# Start of EXTRACTED ENTRIES
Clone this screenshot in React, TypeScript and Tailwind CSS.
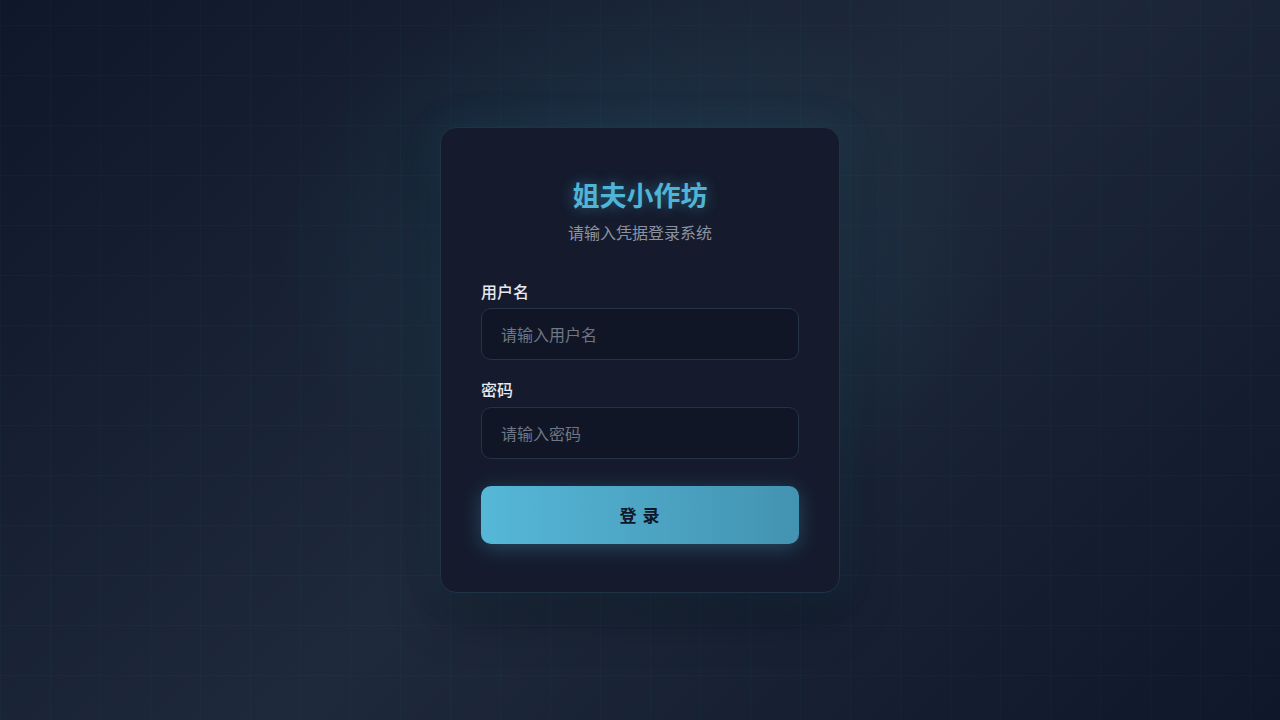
import { useState } from "react";

export default function App() {
  const [username, setUsername] = useState("");
  const [password, setPassword] = useState("");

  return (
    <div
      className="relative flex min-h-screen items-center justify-center overflow-hidden bg-[linear-gradient(135deg,#0f172a_0%,#1e293b_50%,#0f172a_100%)]"
      style={{ fontFamily: '"Noto Sans CJK SC", "Noto Sans", sans-serif' }}
    >
      {/* faint grid + glow behind the card */}
      <div className="pointer-events-none absolute inset-0 bg-[linear-gradient(rgba(56,189,248,0.03)_1px,transparent_1px),linear-gradient(90deg,rgba(56,189,248,0.03)_1px,transparent_1px)] bg-[length:50px_50px] bg-[position:0_25px]" />
      <div className="pointer-events-none absolute inset-0 bg-[radial-gradient(ellipse_520px_400px_at_50%_35%,rgba(56,160,190,0.13),transparent_70%)]" />

      <div className="relative w-[400px] rounded-2xl border border-[#1f3345] bg-[#151b2d] px-10 pt-12 pb-12 shadow-[0_0_40px_rgba(56,170,210,0.12),0_20px_50px_rgba(0,0,0,0.35)]">
        <div className="mb-[38px] text-center">
          <h1 className="text-[27px] leading-[38px] font-bold text-[#4fb4d6] [text-shadow:0_0_14px_rgba(79,180,214,0.45)]">
            姐夫小作坊
          </h1>
          <p className="mt-2 text-[16px] leading-5 text-[#8b93a3]">请输入凭据登录系统</p>
        </div>

        <label className="block text-[16px] leading-[22px] font-medium text-[#e5e9f0]">用户名</label>
        <input
          value={username}
          onChange={(e) => setUsername(e.target.value)}
          placeholder="请输入用户名"
          className="mt-[6px] block h-[52px] w-full rounded-[10px] border border-[#233447] bg-[#111627] px-[19px] text-[16px] text-[#e5e9f0] outline-none placeholder:text-[#6f7684]"
        />

        <label className="mt-[18px] block text-[16px] leading-[22px] font-medium text-[#e5e9f0]">密码</label>
        <input
          type="password"
          value={password}
          onChange={(e) => setPassword(e.target.value)}
          placeholder="请输入密码"
          className="mt-[7px] block h-[52px] w-full rounded-[10px] border border-[#233447] bg-[#111627] px-[19px] text-[16px] text-[#e5e9f0] outline-none placeholder:text-[#6f7684]"
        />

        <button className="mt-[27px] block h-[58px] w-full rounded-[10px] bg-[linear-gradient(90deg,#56b7d7,#4393b1)] text-[17px] font-bold tracking-[1px] text-[#0f172a] shadow-[0_4px_20px_rgba(80,180,220,0.3)]">
          登 录
        </button>
      </div>
    </div>
  );
}
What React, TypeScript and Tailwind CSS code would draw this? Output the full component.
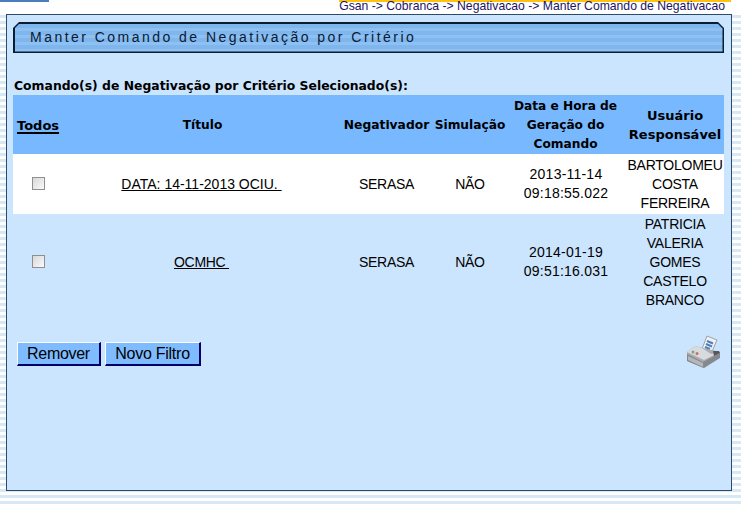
import React from 'react';

const rows = [
  { titulo: 'DATA: 14-11-2013 OCIU. ', data: '2013-11-14', hora: '09:18:55.022', usuario: 'BARTOLOMEU COSTA FERREIRA', bg: 'bg-white', h: 'h-[60px]', track: 'tracking-normal' },
  { titulo: 'OCMHC ', data: '2014-01-19', hora: '09:51:16.031', usuario: 'PATRICIA VALERIA GOMES CASTELO BRANCO', bg: 'bg-[#cbe5fe]', h: 'h-[96px]', track: 'tracking-[-0.3px]' },
];

const Printer = () => (
  <svg width="36" height="34" viewBox="0 0 36 34">
    <path d="M16 14 L21 1 L31 5 L25 19 Z" fill="#eef2f6" stroke="#8a8f96" strokeWidth="0.8" />
    <path d="M21 6 L27 8.5 M20 9 L26 11.5 M19 12 L24 14" stroke="#4f7fb8" strokeWidth="2" />
    <path d="M1 17 L9 11 L34 17 L34 22 L17 33 L1 26 Z" fill="#a9acb0" />
    <path d="M1 17 L9 11 L16 13 L25 19 L34 17 L18 25 Z" fill="#d8dadd" />
    <path d="M1 19 L17 27 L34 18 L34 23 L18 33 L1 26 Z" fill="#85898e" />
    <path d="M2 21 L17 28 L17 32 L2 25 Z" fill="#b4b7bb" />
    <path d="M27 16 L33 16 L34 18 L28 21 Z" fill="#55595e" />
    <circle cx="7" cy="17" r="1.5" fill="#6fb26f" />
    <circle cx="11" cy="18.5" r="1.5" fill="#d06a6a" />
  </svg>
);

export default function App() {
  return (
    <div className="relative w-[741px] h-[505px] overflow-hidden font-['Liberation_Sans',Arial,sans-serif] bg-[repeating-linear-gradient(180deg,#ffffff_0px,#ffffff_3px,#d8e9f6_3px,#d8e9f6_6px)]">
      {/* top strip */}
      <div className="flex h-[2px]">
        <div className="w-[49px] bg-[#4a7ebb]" />
        <div className="w-[290px]" />
        <div className="w-[392px] bg-[#ffc20e]" />
      </div>
      <div className="h-[12px] pr-[16px] text-right text-[12.2px] leading-[9px] text-[#1b1464] whitespace-nowrap bg-white">
        Gsan -&gt; Cobranca -&gt; Negativacao -&gt; Manter Comando de Negativacao
      </div>

      {/* painel */}
      <div className="ml-[6px] w-[726px] h-[477px] border border-[#2d4a6b] bg-[#cbe5fe] pt-[7px] px-[6px]">
        <div className="h-[31px] w-[711px] p-[1.5px] bg-[#0b1d33] [clip-path:polygon(6px_0,705px_0,711px_6px,711px_31px,0_31px,0_6px)]">
          <div className="h-full pl-[15.5px] flex items-center text-[14px] tracking-[2.47px] text-[#0a1a33] whitespace-nowrap [clip-path:polygon(5px_0,703px_0,708px_5px,708px_28px,0_28px,0_5px)] bg-[repeating-linear-gradient(180deg,#7fb6ee_0px,#7fb6ee_4px,#8fc0f2_4px,#8fc0f2_7px)]">
            Manter Comando de Negativação por Critério
          </div>
        </div>

        <div className="mt-[24px] h-[18px] pl-[1px] font-['DejaVu_Sans',Verdana,sans-serif] font-bold text-[12.4px] leading-[17px] text-black whitespace-nowrap">
          Comando(s) de Negativação por Critério Selecionado(s):
        </div>

        <div className="w-[711px] text-[14px] text-black">
          <div className="flex h-[59px] pt-[2px] items-center text-center bg-[#77b8ff] font-['DejaVu_Sans',Verdana,sans-serif] font-bold text-[12.2px] leading-[19px]">
            <div className="w-[52px] shrink-0 text-left pl-[4px] text-[13px] underline decoration-[2px] underline-offset-[2px]">Todos</div>
            <div className="w-[275px] shrink-0">Título</div>
            <div className="w-[91px] shrink-0 ml-[1px] whitespace-nowrap text-[12.3px]">Negativador</div>
            <div className="w-[76px] shrink-0 whitespace-nowrap">Simulação</div>
            <div className="w-[115px] shrink-0">Data e Hora de Geração do Comando</div>
            <div className="w-[96px] shrink-0 ml-[4px] mb-[2px] text-[13px]">Usuário Responsável</div>
          </div>
          {rows.map((r) => (
            <div key={r.titulo} className={`flex items-center text-center leading-[19px] ${r.bg} ${r.h}`}>
              <div className="w-[52px] shrink-0 flex justify-center pr-[1px] mb-[2px]">
                <span className="block w-[13px] h-[13px] border border-[#8f8f8f] bg-gradient-to-br from-[#d8d8d8] to-[#fafafa]" />
              </div>
              <div className="w-[275px] shrink-0 flex justify-center pr-[2px]">
                <span className={`underline whitespace-pre ${r.track}`}>{r.titulo}</span>
              </div>
              <div className="w-[91px] shrink-0 ml-[1px] tracking-[-0.3px]">SERASA</div>
              <div className="w-[76px] shrink-0 tracking-[-0.3px]">NÃO</div>
              <div className="w-[116px] shrink-0 tracking-[0.22px]">{r.data}<br />{r.hora}</div>
              <div className="w-[96px] shrink-0 ml-[3px] tracking-[-0.25px]">{r.usuario}</div>
            </div>
          ))}
        </div>

        <div className="mt-[22px] w-[711px] flex items-start justify-between pl-[4px]">
          <div className="flex gap-[4px] pt-[10px]">
            <button className="w-[84px] h-[24px] text-[16px] tracking-[-0.3px] leading-none text-black bg-[#7fbcff] border border-white border-r-[#000066] border-b-[#000066] border-r-2 border-b-2">Remover</button>
            <button className="w-[96px] h-[24px] text-[16px] tracking-[-0.25px] leading-none text-black bg-[#7fbcff] border border-white border-r-[#000066] border-b-[#000066] border-r-2 border-b-2">Novo Filtro</button>
          </div>
          <div className="mt-[3px] mr-[2px]"><Printer /></div>
        </div>
      </div>
    </div>
  );
}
# End of EXTRACTED ENTRIES
YOUR GOAL:
Out of the records above, set down only the lines from the one that contains "What React, TypeScript" through the one that contains "import React from 'react';", unchanged and without the pictures.

RESULT FOR THIS EXERCISE:
What React, TypeScript and Tailwind CSS code would draw this? Output the full component.
import React from 'react';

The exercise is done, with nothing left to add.